Filed under Fiction, Garnier Pascal

16 responses to “The Eskimo Solution: Pascal Garnier

  1. Strangely have just started this book about ten mins ago I love the use of both louis as you say it will blur the lines not sure my order of his books would be the same as yours

  2. thanks for the shout out. I also feel the book had much more potential than Garnier finally did with it

  3. Yes it could have been much better. I don’t know where this novel lands in his career so perhaps that’s part of it. The author seems more constrained than in some of the other novels I’ve read.

  4. Garnier clearly has a thing for what happens to us as we approach old age. Just reading your opening quote reminded me of Moon in a Dead Eye and his fascination for retirement communities and suchlike. I’ve taken a bit of a break from his novels of late but I’m probably due a return, maybe with Too Close to the Edge as it’s second in your order of preference.

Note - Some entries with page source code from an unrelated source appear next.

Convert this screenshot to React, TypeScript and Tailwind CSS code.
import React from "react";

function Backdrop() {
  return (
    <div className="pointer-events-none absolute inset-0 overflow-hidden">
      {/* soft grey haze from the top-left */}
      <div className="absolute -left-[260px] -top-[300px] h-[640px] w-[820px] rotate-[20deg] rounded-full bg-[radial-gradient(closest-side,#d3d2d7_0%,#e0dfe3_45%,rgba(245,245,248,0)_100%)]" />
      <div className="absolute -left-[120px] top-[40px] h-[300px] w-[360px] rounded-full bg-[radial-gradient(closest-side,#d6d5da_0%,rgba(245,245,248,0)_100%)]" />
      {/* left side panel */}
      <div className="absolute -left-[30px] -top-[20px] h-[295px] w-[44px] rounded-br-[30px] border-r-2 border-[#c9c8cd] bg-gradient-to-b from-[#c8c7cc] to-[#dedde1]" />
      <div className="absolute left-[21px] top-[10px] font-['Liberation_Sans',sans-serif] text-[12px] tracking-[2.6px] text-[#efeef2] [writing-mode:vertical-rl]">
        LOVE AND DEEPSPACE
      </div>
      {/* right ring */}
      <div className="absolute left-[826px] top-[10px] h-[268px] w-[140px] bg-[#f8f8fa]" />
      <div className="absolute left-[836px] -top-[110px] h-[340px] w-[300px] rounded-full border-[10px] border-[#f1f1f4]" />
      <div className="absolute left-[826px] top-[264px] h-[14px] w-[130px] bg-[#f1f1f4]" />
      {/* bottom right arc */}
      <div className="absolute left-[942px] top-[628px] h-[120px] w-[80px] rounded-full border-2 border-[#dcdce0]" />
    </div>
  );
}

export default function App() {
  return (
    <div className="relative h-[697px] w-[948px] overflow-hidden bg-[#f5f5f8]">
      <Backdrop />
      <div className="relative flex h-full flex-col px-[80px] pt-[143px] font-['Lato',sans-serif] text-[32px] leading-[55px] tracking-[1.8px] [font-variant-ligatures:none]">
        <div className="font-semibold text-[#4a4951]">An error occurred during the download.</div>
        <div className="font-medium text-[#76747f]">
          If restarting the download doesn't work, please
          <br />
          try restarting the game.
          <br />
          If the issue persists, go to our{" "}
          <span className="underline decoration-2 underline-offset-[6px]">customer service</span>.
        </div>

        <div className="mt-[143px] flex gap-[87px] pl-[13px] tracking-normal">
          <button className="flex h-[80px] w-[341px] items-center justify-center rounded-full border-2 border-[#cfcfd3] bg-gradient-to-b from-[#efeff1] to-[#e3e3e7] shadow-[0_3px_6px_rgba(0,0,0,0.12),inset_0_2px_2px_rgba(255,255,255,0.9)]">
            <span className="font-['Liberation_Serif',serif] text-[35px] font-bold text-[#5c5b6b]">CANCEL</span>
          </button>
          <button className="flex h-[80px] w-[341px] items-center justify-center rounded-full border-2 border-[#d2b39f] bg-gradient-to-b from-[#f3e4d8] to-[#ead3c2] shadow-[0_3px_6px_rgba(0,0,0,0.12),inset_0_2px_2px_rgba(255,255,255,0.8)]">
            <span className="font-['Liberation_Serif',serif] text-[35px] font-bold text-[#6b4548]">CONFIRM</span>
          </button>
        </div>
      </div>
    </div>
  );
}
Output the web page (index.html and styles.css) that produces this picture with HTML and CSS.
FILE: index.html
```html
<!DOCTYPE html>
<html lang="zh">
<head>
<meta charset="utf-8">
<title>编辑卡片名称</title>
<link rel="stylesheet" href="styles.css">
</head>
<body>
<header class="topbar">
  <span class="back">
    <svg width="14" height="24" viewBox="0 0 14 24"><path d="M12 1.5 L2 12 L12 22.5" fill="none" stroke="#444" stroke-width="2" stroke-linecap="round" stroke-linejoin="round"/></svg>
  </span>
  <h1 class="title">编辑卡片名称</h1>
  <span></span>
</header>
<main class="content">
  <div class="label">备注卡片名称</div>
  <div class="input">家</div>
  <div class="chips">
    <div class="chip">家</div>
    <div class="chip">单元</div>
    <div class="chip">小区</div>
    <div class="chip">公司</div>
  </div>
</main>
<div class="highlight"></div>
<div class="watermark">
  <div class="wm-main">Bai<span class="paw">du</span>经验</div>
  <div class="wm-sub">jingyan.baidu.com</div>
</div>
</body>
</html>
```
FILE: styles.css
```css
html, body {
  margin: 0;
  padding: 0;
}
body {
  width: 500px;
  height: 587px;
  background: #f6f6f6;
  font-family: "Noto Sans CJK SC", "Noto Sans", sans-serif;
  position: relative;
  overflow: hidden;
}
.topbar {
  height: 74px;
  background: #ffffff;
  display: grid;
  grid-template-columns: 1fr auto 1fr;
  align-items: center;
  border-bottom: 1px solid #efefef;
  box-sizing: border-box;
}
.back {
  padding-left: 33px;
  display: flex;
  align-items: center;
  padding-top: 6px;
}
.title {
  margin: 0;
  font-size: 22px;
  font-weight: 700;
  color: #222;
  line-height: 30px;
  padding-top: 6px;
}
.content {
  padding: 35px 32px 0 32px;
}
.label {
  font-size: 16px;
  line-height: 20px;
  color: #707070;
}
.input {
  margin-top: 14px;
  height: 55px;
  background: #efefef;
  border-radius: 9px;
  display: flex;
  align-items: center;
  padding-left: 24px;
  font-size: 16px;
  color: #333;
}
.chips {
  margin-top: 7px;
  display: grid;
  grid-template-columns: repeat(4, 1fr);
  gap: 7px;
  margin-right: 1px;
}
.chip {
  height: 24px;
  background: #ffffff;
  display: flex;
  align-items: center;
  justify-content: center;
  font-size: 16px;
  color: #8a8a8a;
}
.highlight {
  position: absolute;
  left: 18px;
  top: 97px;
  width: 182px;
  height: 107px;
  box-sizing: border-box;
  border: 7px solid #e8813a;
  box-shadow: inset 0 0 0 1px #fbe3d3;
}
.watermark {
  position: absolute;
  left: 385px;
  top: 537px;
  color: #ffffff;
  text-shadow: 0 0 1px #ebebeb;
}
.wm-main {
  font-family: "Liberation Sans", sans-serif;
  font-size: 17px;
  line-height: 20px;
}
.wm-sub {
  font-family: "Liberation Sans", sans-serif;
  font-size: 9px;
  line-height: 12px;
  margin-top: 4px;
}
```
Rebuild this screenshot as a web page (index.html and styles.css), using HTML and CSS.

  5. We had a friend a while ago with an absolutely horrible old mother who made her life a misery. We used to muse (not with our friend) about hiring a hit man to take the mother out. I’m sure there’s a market for this business.

  6. I’ll be starting this one very shortly, and have The Moon in the Dead Eye – been meaning to read it for ages, but I find I need to space out the Garnier books a little. But so far we agree with the top 3 and the bottom one. (I liked The Panda Theory a bit more than you but then it was my first Garnier, so perhaps it was the novelty and shock factor).

  7. I have not read Garnier but I would like to.

    The plot of this book sounds very good.

    Stories within stories are generally interesting as their structure often reflects insightful themes.

  8. Janet L Jackson

    Hello Much as I have loved getting e-mail reviews from His Futile Preoccupations over the past few years (to the point of considering leaving my book group!), your new format is dismaying me. Until a week or so ago, I could read the full review in your e-mail and save it to read again when thinking of which book to buy next. The new e-mail format, which requires me to click through to a website, is far less convenient – I live in a region with pathetically slow broadband – and makes it impossible to save a whole review easily. I haven’t as yet decided to unsubscribe, because that would be depriving myself of interesting book suggestions, but I have to make the point that your new regime is not very user-helpful and I am very disappointed that you have made this move. Best regards J Jackson

  9. The blurring of character within Garnier’s novel and character within that character’s novel sounds rather clever, so it’s a shame it doesn’t quite come off. Given where you rank it in your order of preference I think I’ll be skipping this one.

  10. What a great idea for a crime novel. I think I’d like to read it despite your reservation.